Stars, Secrets & Disappointments: My Take on "The Astronaut" (2025)
- Dan Brooks

- Sep 30, 2025
- 4 min read
After returning from her first space mission, astronaut Sam Walker is placed under NASA's care at a high security house for rehabilitation and medical testing. However, when disturbing occurrences begin happening around the property, she fears that something extraterrestrial has followed her back to Earth.

I watched The Astronaut with the same cautious optimism you might bring to a blind date set up by your eccentric cousin. “She’s good for visuals, and she won’t talk too much,” he told me. That’s sort of what this movie promises: slick film design, a minimal cast, a weird atmosphere. And for about an hour, it mostly delivers. Then somewhere between the second act and the final twist, it reminds you you’re not watching 2001: A Space Odyssey. You’re watching Jess Varley’s first feature. And in that revealing moment, you decide it’s okay to call it what it is: a nice try, but a stumble in space boots.
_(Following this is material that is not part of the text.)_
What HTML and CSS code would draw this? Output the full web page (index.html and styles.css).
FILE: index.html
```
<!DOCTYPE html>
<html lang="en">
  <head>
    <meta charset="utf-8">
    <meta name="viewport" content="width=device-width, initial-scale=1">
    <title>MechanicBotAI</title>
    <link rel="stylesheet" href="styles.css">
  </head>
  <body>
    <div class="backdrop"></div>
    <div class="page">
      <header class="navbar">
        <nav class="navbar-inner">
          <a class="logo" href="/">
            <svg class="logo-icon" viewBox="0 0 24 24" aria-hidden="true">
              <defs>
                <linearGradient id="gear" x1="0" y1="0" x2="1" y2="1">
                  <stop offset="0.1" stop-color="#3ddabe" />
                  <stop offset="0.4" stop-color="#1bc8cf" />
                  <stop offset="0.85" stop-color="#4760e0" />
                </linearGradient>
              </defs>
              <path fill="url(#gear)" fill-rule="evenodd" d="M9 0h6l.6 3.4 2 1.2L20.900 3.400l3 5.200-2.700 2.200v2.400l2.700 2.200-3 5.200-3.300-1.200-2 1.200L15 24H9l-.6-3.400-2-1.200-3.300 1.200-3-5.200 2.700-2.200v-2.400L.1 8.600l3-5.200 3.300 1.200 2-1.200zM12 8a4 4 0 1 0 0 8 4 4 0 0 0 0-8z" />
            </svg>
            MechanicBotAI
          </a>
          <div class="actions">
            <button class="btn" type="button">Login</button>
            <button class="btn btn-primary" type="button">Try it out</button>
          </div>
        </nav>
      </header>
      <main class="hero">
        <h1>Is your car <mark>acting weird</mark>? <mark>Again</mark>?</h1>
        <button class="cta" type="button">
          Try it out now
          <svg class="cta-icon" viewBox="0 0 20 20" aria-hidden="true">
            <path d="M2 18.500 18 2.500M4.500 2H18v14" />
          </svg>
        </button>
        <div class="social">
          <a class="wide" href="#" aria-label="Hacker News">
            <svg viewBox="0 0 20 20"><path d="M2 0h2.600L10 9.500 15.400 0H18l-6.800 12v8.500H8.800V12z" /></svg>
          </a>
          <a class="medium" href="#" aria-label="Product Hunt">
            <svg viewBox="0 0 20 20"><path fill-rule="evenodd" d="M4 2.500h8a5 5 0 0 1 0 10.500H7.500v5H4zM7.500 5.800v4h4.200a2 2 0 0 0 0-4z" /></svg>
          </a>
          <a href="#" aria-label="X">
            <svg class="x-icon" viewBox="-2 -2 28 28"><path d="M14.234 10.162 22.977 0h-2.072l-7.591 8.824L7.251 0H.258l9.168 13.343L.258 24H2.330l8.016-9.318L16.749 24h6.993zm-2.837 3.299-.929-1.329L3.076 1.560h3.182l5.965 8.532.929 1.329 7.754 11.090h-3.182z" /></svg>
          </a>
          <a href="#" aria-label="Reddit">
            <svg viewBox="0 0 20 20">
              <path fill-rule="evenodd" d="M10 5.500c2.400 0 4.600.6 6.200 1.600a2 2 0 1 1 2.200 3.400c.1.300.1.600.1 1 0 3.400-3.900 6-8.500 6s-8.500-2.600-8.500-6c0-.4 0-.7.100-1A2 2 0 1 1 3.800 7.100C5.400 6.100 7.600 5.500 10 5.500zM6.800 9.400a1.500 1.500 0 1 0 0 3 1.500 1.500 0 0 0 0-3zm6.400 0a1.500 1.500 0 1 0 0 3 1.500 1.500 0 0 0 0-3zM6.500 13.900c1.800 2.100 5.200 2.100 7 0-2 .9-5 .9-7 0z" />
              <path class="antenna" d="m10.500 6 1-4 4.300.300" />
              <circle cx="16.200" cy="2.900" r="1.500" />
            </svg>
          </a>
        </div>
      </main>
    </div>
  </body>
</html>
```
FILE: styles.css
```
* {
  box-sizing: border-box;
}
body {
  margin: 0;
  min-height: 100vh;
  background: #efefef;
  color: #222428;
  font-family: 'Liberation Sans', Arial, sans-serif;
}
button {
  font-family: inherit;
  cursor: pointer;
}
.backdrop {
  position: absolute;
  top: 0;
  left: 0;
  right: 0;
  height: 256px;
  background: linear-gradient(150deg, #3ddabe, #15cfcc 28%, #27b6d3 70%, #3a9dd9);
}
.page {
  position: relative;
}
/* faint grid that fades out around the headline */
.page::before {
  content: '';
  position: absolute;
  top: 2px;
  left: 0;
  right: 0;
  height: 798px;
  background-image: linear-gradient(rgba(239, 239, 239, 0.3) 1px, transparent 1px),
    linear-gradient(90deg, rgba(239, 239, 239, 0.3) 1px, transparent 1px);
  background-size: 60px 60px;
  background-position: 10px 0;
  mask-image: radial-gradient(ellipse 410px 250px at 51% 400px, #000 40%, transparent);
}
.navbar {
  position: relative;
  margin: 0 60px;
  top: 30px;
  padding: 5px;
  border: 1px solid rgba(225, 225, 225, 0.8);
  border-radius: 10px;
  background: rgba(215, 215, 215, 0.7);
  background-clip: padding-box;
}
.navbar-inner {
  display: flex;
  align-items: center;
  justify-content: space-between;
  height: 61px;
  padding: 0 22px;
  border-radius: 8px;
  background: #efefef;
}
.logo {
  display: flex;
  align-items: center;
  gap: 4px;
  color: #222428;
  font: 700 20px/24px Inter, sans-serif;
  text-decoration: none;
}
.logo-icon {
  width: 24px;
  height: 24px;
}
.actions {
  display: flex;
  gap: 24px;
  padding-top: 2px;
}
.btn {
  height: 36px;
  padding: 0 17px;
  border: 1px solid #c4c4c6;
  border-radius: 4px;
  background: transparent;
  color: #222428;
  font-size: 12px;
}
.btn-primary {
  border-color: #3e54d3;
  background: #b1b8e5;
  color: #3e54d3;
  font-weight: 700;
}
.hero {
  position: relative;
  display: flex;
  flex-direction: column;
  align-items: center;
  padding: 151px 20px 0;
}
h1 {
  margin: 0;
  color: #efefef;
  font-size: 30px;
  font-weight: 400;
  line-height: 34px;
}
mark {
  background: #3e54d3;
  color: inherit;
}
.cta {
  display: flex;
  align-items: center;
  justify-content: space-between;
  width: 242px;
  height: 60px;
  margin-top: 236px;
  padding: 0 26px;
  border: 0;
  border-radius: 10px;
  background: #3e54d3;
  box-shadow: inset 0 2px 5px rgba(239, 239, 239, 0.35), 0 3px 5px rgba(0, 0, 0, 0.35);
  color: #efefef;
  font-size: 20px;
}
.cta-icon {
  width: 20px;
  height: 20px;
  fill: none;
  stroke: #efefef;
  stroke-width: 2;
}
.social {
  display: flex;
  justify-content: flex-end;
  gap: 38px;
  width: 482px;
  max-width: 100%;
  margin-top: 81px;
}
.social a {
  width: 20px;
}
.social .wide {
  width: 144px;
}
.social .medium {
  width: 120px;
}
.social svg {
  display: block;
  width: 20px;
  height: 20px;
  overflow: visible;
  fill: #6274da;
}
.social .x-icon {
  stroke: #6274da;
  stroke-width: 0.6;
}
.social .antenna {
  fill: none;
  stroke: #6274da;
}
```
Let’s start with what works, because I’m not a monster (well, not always). Laurence Fishburne, playing General William Harris (Sam’s adoptive father / NASA overseer), brings exactly the gravitas you want. He’s the guy who could read a grocery list and make it sound like Shakespeare. Even when the dialogue around him is sliding into clichés, he holds firm. That’s no small feat. Kate Mara, in the lead as Sam Walker, has a great setup - returning from space, haunted, isolated - but sometimes she seems to be carrying only half of the emotional load. When she channels fear or confusion, it lands. But in quieter scenes, you often feel the emptiness of the production’s constraints.
Visually, for much of the run, The Astronaut is doing the heavy lifting. The isolated house in the woods, minimal but slick interiors, strategic lighting - all of that whispers, “Something’s off here.” It’s a bit like The Fly meeting Signs meets Alien-lite. There’s eggs levitating. There are bruises appearing. Hallucinations. All the modern haunted-house / sci-fi tropes get rolled out in rotation. The first two acts, I was leaning forward in my seat. And then… the third act bent that seat backward and left me with whiplash.
That’s where things go off-course. The pacing cramps up; the story starts rushing through revelations, like a kid trying to read the last page of a mystery novel before turning back every page. You can see the ambition - there are ideas here about trust, about what it means to be “infected” (in body or in mind), about how the people closest to us might betray us. But the script doesn’t always give those ideas space to breathe. Instead, it hammers. And in doing so, it loses some of its emotional weight.
Also: the dialogue occasionally dips into flavorless territory. It’s not atrocious, but there are lines that feel like placeholders: “We need answers,” “Something followed me here,” etc. At moments I wondered if the writer was just buying time until the weird alien stuff could resume. And yes - the sound design. There are jump scares. There are ambient frequencies that aim for dread. Sometimes they work. Sometimes they’re just background noise reminding you, “Yes, you’re watching a thriller sci-fi.” It doesn’t always trust silence, which is a shame, because silence is the best weapon in these films.
Another quirk: the movie gives itself permission to be minimal. The plot is mostly Sam in the house, reacting to weird things. There’s little in the way of side characters, little outside interruption. That’s not inherently bad - in fact, minimalism can be powerful - but it demands finesse. And The Astronaut occasionally feels like a pandemic-era film (not just because it was likely made in COVID times) in how much it leans on one person’s experience alone, without much external push.
Still - there’s brain food here. The notion that we might carry something unknowable when we return from the dark, the fear of what our bodies betray us with, the ambiguity between internal trauma and external menace - those are cool ideas. Even if the movie sometimes pushes them too fast or too shallow, I appreciated the attempt.
One more thing: the budget. This is not Interstellar. It doesn’t pretend to be. You can feel the filmmakers worked within real constraints. So when I critique the final twist or the rushed payoffs, I do so while tipping my hat: I see the ambition. I see the promise. I see what could've been if they'd had a few more script passes or 20% more runtime. It's like watching a painter who has a beautiful vision but had only half a palette and a tight schedule.
In short: The Astronaut is a watchable sci-fi thriller with flair, ambition, and some solid performances - but it's held back by pacing and occasional dialogue slipups. It doesn’t quite soar, but it also doesn’t crash and burn. If you like eerie, contained sci-fi with psychological overtones - and you’re okay that it doesn’t fully stick the landing - you might find value here. Just don’t go in expecting the next Alien.